The household operations, furnishings and equipment index, as well as the clothing and footwear index, declined on a year-over-year basis for the first time since August 2006, down 0.1 per cent.

The furniture index contributed the most to this decline, down 2.9 per cent in the 12 months to July. The telephone services index increased 0.1 per cent year over year in July, after rising 2.0 per cent in June.

Two of three Bank of Canada core inflation measures, which help filter out transitory deviations from CPI inflation, ticked slightly up in July. The average of the measures was 1.5 per cent, up from a rise of 1.4 per cent in June and 1.3 per cent in May. (Canadian Press)

On a monthly basis in July, telephone services prices fell 1.8 per cent. Prices for household appliances were down 2 per cent.

Brian DePratto, senior economist at TD Economics, said Canadian inflation may still be modest, but its showing some signs of moving in the "right" direction vis-à-vis the Bank of Canada's 2-per-cent inflation target.

Core inflation measures inch higher

Two of the three measures of core inflation that the Bank of Canada introduced last year saw slight gains, Statistics Canada said. The average of the core measures was 1.5 per cent in July, rising from 1.4 per cent in June and 1.3 per cent in May.

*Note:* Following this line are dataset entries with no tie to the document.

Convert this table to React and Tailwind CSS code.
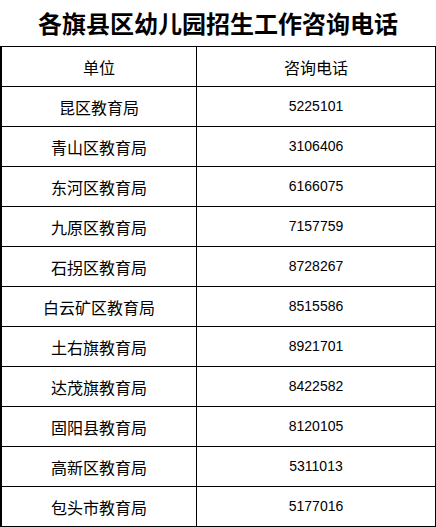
import React from "react";

const rows = [
  ["昆区教育局", "5225101"],
  ["青山区教育局", "3106406"],
  ["东河区教育局", "6166075"],
  ["九原区教育局", "7157759"],
  ["石拐区教育局", "8728267"],
  ["白云矿区教育局", "8515586"],
  ["土右旗教育局", "8921701"],
  ["达茂旗教育局", "8422582"],
  ["固阳县教育局", "8120105"],
  ["高新区教育局", "5311013"],
  ["包头市教育局", "5177016"],
];

const cell = "h-[40px] flex items-center justify-center border-b border-black";
const cjk = "font-['Noto_Sans_CJK_SC','Liberation_Sans',sans-serif] text-[16px]";
const num = "font-['Liberation_Sans','Noto_Sans_CJK_SC',sans-serif] text-[14px]";

export default function App() {
  return (
    <div className="w-[436px] h-[527px] bg-white text-black overflow-hidden">
      {/* 标题 */}
      <div className="h-[46px] flex items-center justify-center text-[24px] font-bold leading-none font-['Noto_Sans_CJK_SC',sans-serif]">
        各旗县区幼儿园招生工作咨询电话
      </div>

      {/* 表格 */}
      <div className="grid grid-cols-[195px_1fr] border-t border-l-2 border-r border-black">
        <div className={`${cell} border-r ${cjk}`}>单位</div>
        <div className={`${cell} ${cjk}`}>咨询电话</div>
        {rows.map(([unit, phone]) => (
          <React.Fragment key={unit}>
            <div className={`${cell} border-r ${cjk}`}>{unit}</div>
            <div className={`${cell} ${num}`}>{phone}</div>
          </React.Fragment>
        ))}
      </div>
    </div>
  );
}
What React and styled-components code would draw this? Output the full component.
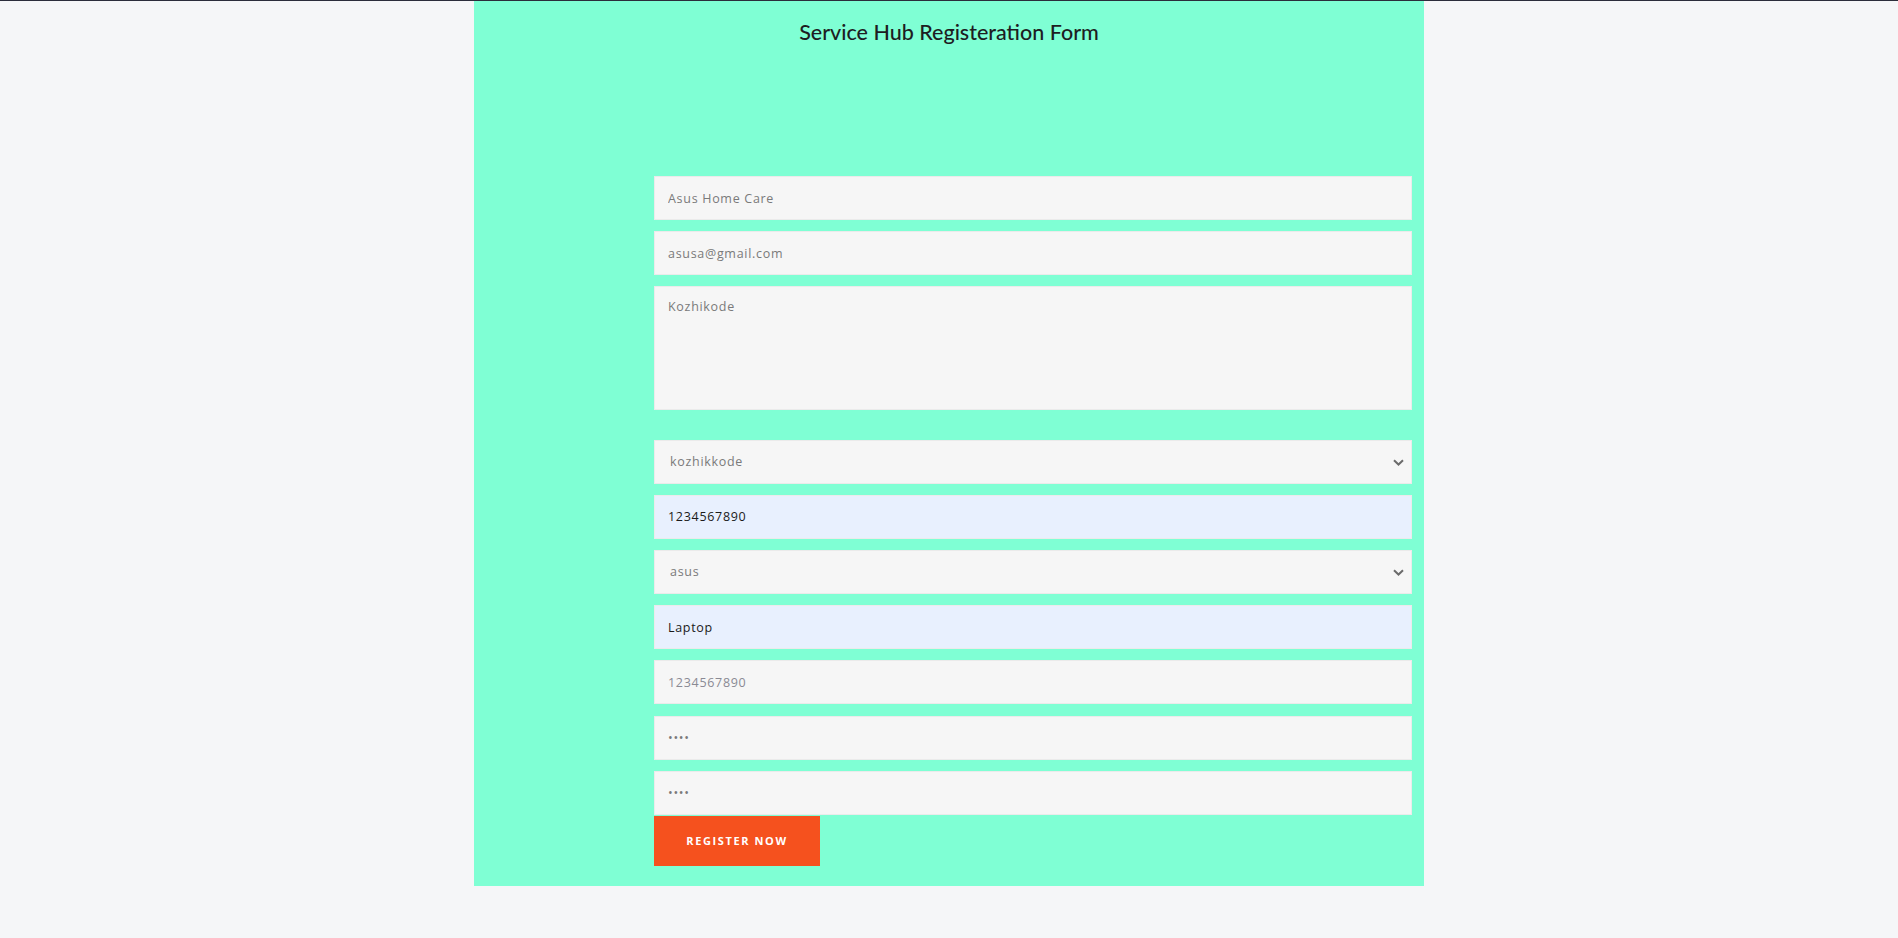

"After months of deceleration, tick-ups in energy costs (on a year-on-year basis) helped deliver a small gain in price inflation in July. One month is hardly a trend, but the modest increases in the Bank of Canada's core measures provides some hope that inflation may have turned a corner," DePratto said.

TD Economics said that, in a reversal from June, inflation for goods ticked upward a bit, albeit to barely above zero per cent, on the back of swings in energy prices.

Conversely, services inflation, at 2.1 per cent year-over-year, remains the driver of overall price growth, but decelerated somewhat from June's 2.4 per cent reading.